Worse yet, it is heavily documented that some nations are stealing vast amounts of data that is currently encrypted but will be decrypted when a quantum computer with enough power is available. Sometimes called “Steal Now, Decrypt Later” (SNDL), this describes stealing and storing data for a future date when there are systems that can decrypt, view and operationalize that data.
Most of these data sets need to remain secret for 25 to 75 years and would be valuable if cracked sooner. But if stolen now and decrypted within a few years by a quantum computer, an adversary would then have the capability to operationalize that data to disrupt society, steal intellectual property, gain financially or increase the chances of winning a war.
What can be done?
Most government agencies and commercial enterprises will need to take three main steps to prepare their digital infrastructure for quantum-resilient cybersecurity.
1. Start by evaluating and documenting current cryptography, which is vulnerable to quantum attacks.
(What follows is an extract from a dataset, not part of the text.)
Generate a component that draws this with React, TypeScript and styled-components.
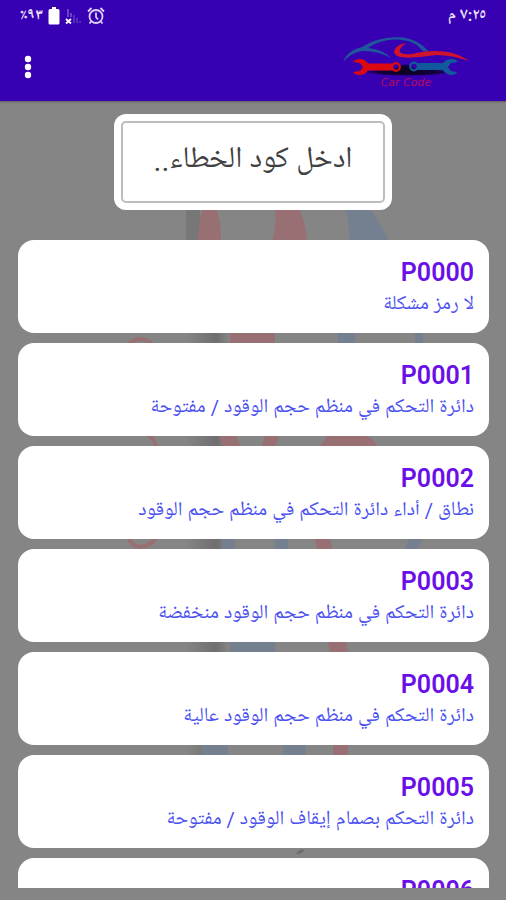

2. Develop a plan to add quantum-safe cryptography where appropriate in your network, including servers, edge devices and IoT.
3. Test a quantum-safe, cryptographically agile solution in your IT infrastructure.
Selecting suitable cryptographic algorithms can be done quickly with help from a qualified consultant or vendor. However, deploying a quantum-safe security solution will take longer, depending on the size and complexity of your enterprise network.
According to Congressman Ro Khanna, who sponsored H.R.7535, “As quantum computing continues to progress, we must take steps now to protect America’s national security and economy…we have to plan ahead for potential vulnerabilities it may create.”
It is imperative that we continue this rapid progress toward a quantum-resilient technology in the U.S. as outlined by H.R.7535 so that when (not if) a bad actor has access to sufficient quantum computing power, our data, communications, systems and future will be protected.